◆ Exercise instructions
Transcribe every line exactly. Leave the pictures behind.

◆ Source excerpt
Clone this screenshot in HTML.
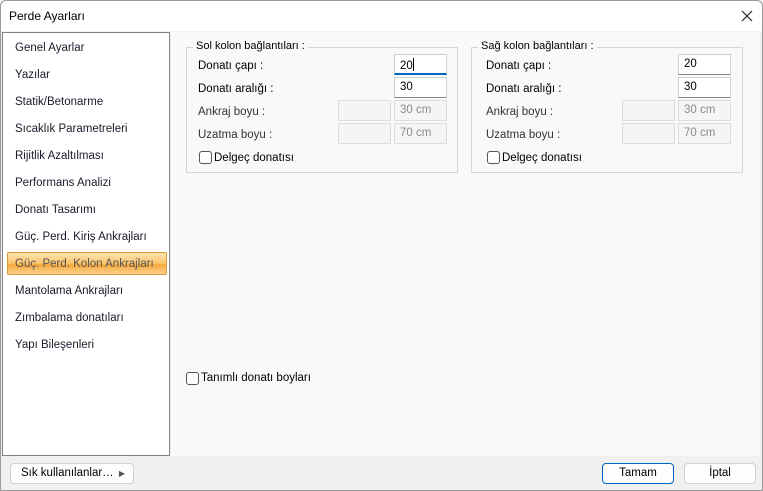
<!DOCTYPE html><html><head><style>
*{box-sizing:border-box;margin:0;padding:0}
body{width:763px;height:491px;background:#f0f0f0;font-family:"Liberation Sans",sans-serif;font-size:11.5px;color:#000;position:relative;overflow:hidden}
.abs{position:absolute}
.win{left:0;top:0;width:763px;height:491px;border:1px solid #9a9a9a;border-radius:6px 6px 0 0}
.title{left:1px;top:1px;width:761px;height:30px;background:#fff;border-radius:6px 6px 0 0}
.list{left:2px;top:32px;width:168px;height:424px;background:#fff;border:1px solid #828282}
.item{position:absolute;left:12px;color:#1a1a2a}
.sel{left:4px;top:219px;width:160px;height:23px;border:1px solid #d49a3a;border-radius:2px;background:linear-gradient(#fde3b0,#fbc46a 50%,#f7a93c 55%,#fbd08a)}
.panel{left:171px;top:32px;width:589px;height:424px;background:#f9f9f9}
.grp{border:1px solid #d5d5d5;height:126px;top:47px}
.gl{top:-8px;left:6px;background:#f9f9f9;padding:0 3px;font-size:11px}
.lbl{position:absolute}
.inp{position:absolute;width:53px;height:21px;background:#fff;border:1px solid #d0d0d0;border-bottom:1px solid #888;padding:3px 5px}
.dis{position:absolute;width:53px;height:21px;background:#f5f5f5;border:1px solid #ddd;padding:3px 5px;color:#8a8a8a}
.cb{position:absolute;width:13px;height:13px;border:1px solid #555;border-radius:3px;background:#fff}
.btn{position:absolute;height:21px;border:1px solid #d0d0d0;border-radius:4px;background:#fdfdfd;text-align:center;line-height:19px}
</style></head><body>
<div class="abs win"></div>
<div class="abs title"><div class="abs" style="left:8px;top:8px;font-size:12px">Perde Ayarları</div>
<svg class="abs" style="left:740px;top:9px" width="12" height="12"><path d="M1 1L11 11M11 1L1 11" stroke="#222" stroke-width="1.2"/></svg></div>
<div class="abs list">
<div class="abs sel"></div>
<div class="item" style="top:9px">Genel Ayarlar</div>
<div class="item" style="top:36px">Yazılar</div>
<div class="item" style="top:63px">Statik/Betonarme</div>
<div class="item" style="top:90px">Sıcaklık Parametreleri</div>
<div class="item" style="top:117px">Rijitlik Azaltılması</div>
<div class="item" style="top:144px">Performans Analizi</div>
<div class="item" style="top:171px">Donatı Tasarımı</div>
<div class="item" style="top:198px">Güç. Perd. Kiriş Ankrajları</div>
<div class="item" style="top:225px;color:#555">Güç. Perd. Kolon Ankrajları</div>
<div class="item" style="top:252px">Mantolama Ankrajları</div>
<div class="item" style="top:279px">Zımbalama donatıları</div>
<div class="item" style="top:306px">Yapı Bileşenleri</div>
</div>
<div class="abs panel"></div>

<div class="abs grp" style="left:186px;width:272px">
<div class="abs gl">Sol kolon bağlantıları :</div>
<div class="lbl" style="left:11px;top:12px">Donatı çapı :</div>
<div class="lbl" style="left:11px;top:35px">Donatı aralığı :</div>
<div class="lbl" style="left:11px;top:58px;color:#333">Ankraj boyu :</div>
<div class="lbl" style="left:11px;top:81px;color:#333">Uzatma boyu :</div>
<div class="inp" style="left:207px;top:6px;border-bottom:2px solid #0067c0">20<span style="display:inline-block;width:1px;height:13px;background:#000;vertical-align:-2px"></span></div>
<div class="inp" style="left:207px;top:29px">30</div>
<div class="dis" style="left:151px;top:52px"></div><div class="dis" style="left:207px;top:52px">30 cm</div>
<div class="dis" style="left:151px;top:75px"></div><div class="dis" style="left:207px;top:75px">70 cm</div>
<div class="cb" style="left:12px;top:103px"></div><div class="lbl" style="left:27px;top:104px">Delgeç donatısı</div>
</div>

<div class="abs grp" style="left:471px;width:272px">
<div class="abs gl">Sağ kolon bağlantıları :</div>
<div class="lbl" style="left:14px;top:12px">Donatı çapı :</div>
<div class="lbl" style="left:14px;top:35px">Donatı aralığı :</div>
<div class="lbl" style="left:14px;top:58px;color:#333">Ankraj boyu :</div>
<div class="lbl" style="left:14px;top:81px;color:#333">Uzatma boyu :</div>
<div class="inp" style="left:206px;top:6px">20</div>
<div class="inp" style="left:206px;top:29px">30</div>
<div class="dis" style="left:150px;top:52px"></div><div class="dis" style="left:206px;top:52px">30 cm</div>
<div class="dis" style="left:150px;top:75px"></div><div class="dis" style="left:206px;top:75px">70 cm</div>
<div class="cb" style="left:15px;top:103px"></div><div class="lbl" style="left:30px;top:104px">Delgeç donatısı</div>
</div>

<div class="cb" style="left:186px;top:372px"></div><div class="lbl" style="left:201px;top:372px">Tanımlı donatı boyları</div>

<div class="btn" style="left:10px;top:463px;width:124px;text-align:left;padding-left:10px">Sık kullanılanlar…<span style="position:absolute;right:8px;font-size:8px;color:#555">▶</span></div>
<div class="btn" style="left:602px;top:463px;width:72px;border:1px solid #0067c0">Tamam</div>
<div class="btn" style="left:684px;top:463px;width:72px">İptal</div>
</body></html>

◆ Task solution
Clone this screenshot in HTML.
<!DOCTYPE html><html><head><style>
*{box-sizing:border-box;margin:0;padding:0}
body{width:763px;height:491px;background:#f0f0f0;font-family:"Liberation Sans",sans-serif;font-size:11.5px;color:#000;position:relative;overflow:hidden}
.abs{position:absolute}
.win{left:0;top:0;width:763px;height:491px;border:1px solid #9a9a9a;border-radius:6px 6px 0 0}
.title{left:1px;top:1px;width:761px;height:30px;background:#fff;border-radius:6px 6px 0 0}
.list{left:2px;top:32px;width:168px;height:424px;background:#fff;border:1px solid #828282}
.item{position:absolute;left:12px;color:#1a1a2a}
.sel{left:4px;top:219px;width:160px;height:23px;border:1px solid #d49a3a;border-radius:2px;background:linear-gradient(#fde3b0,#fbc46a 50%,#f7a93c 55%,#fbd08a)}
.panel{left:171px;top:32px;width:589px;height:424px;background:#f9f9f9}
.grp{border:1px solid #d5d5d5;height:126px;top:47px}
.gl{top:-8px;left:6px;background:#f9f9f9;padding:0 3px;font-size:11px}
.lbl{position:absolute}
.inp{position:absolute;width:53px;height:21px;background:#fff;border:1px solid #d0d0d0;border-bottom:1px solid #888;padding:3px 5px}
.dis{position:absolute;width:53px;height:21px;background:#f5f5f5;border:1px solid #ddd;padding:3px 5px;color:#8a8a8a}
.cb{position:absolute;width:13px;height:13px;border:1px solid #555;border-radius:3px;background:#fff}
.btn{position:absolute;height:21px;border:1px solid #d0d0d0;border-radius:4px;background:#fdfdfd;text-align:center;line-height:19px}
</style></head><body>
<div class="abs win"></div>
<div class="abs title"><div class="abs" style="left:8px;top:8px;font-size:12px">Perde Ayarları</div>
<svg class="abs" style="left:740px;top:9px" width="12" height="12"><path d="M1 1L11 11M11 1L1 11" stroke="#222" stroke-width="1.2"/></svg></div>
<div class="abs list">
<div class="abs sel"></div>
<div class="item" style="top:9px">Genel Ayarlar</div>
<div class="item" style="top:36px">Yazılar</div>
<div class="item" style="top:63px">Statik/Betonarme</div>
<div class="item" style="top:90px">Sıcaklık Parametreleri</div>
<div class="item" style="top:117px">Rijitlik Azaltılması</div>
<div class="item" style="top:144px">Performans Analizi</div>
<div class="item" style="top:171px">Donatı Tasarımı</div>
<div class="item" style="top:198px">Güç. Perd. Kiriş Ankrajları</div>
<div class="item" style="top:225px;color:#555">Güç. Perd. Kolon Ankrajları</div>
<div class="item" style="top:252px">Mantolama Ankrajları</div>
<div class="item" style="top:279px">Zımbalama donatıları</div>
<div class="item" style="top:306px">Yapı Bileşenleri</div>
</div>
<div class="abs panel"></div>

<div class="abs grp" style="left:186px;width:272px">
<div class="abs gl">Sol kolon bağlantıları :</div>
<div class="lbl" style="left:11px;top:12px">Donatı çapı :</div>
<div class="lbl" style="left:11px;top:35px">Donatı aralığı :</div>
<div class="lbl" style="left:11px;top:58px;color:#333">Ankraj boyu :</div>
<div class="lbl" style="left:11px;top:81px;color:#333">Uzatma boyu :</div>
<div class="inp" style="left:207px;top:6px;border-bottom:2px solid #0067c0">20<span style="display:inline-block;width:1px;height:13px;background:#000;vertical-align:-2px"></span></div>
<div class="inp" style="left:207px;top:29px">30</div>
<div class="dis" style="left:151px;top:52px"></div><div class="dis" style="left:207px;top:52px">30 cm</div>
<div class="dis" style="left:151px;top:75px"></div><div class="dis" style="left:207px;top:75px">70 cm</div>
<div class="cb" style="left:12px;top:103px"></div><div class="lbl" style="left:27px;top:104px">Delgeç donatısı</div>
</div>

<div class="abs grp" style="left:471px;width:272px">
<div class="abs gl">Sağ kolon bağlantıları :</div>
<div class="lbl" style="left:14px;top:12px">Donatı çapı :</div>
<div class="lbl" style="left:14px;top:35px">Donatı aralığı :</div>
<div class="lbl" style="left:14px;top:58px;color:#333">Ankraj boyu :</div>
<div class="lbl" style="left:14px;top:81px;color:#333">Uzatma boyu :</div>
<div class="inp" style="left:206px;top:6px">20</div>
<div class="inp" style="left:206px;top:29px">30</div>
<div class="dis" style="left:150px;top:52px"></div><div class="dis" style="left:206px;top:52px">30 cm</div>
<div class="dis" style="left:150px;top:75px"></div><div class="dis" style="left:206px;top:75px">70 cm</div>
<div class="cb" style="left:15px;top:103px"></div><div class="lbl" style="left:30px;top:104px">Delgeç donatısı</div>
</div>

<div class="cb" style="left:186px;top:372px"></div><div class="lbl" style="left:201px;top:372px">Tanımlı donatı boyları</div>

<div class="btn" style="left:10px;top:463px;width:124px;text-align:left;padding-left:10px">Sık kullanılanlar…<span style="position:absolute;right:8px;font-size:8px;color:#555">▶</span></div>
<div class="btn" style="left:602px;top:463px;width:72px;border:1px solid #0067c0">Tamam</div>
<div class="btn" style="left:684px;top:463px;width:72px">İptal</div>
</body></html>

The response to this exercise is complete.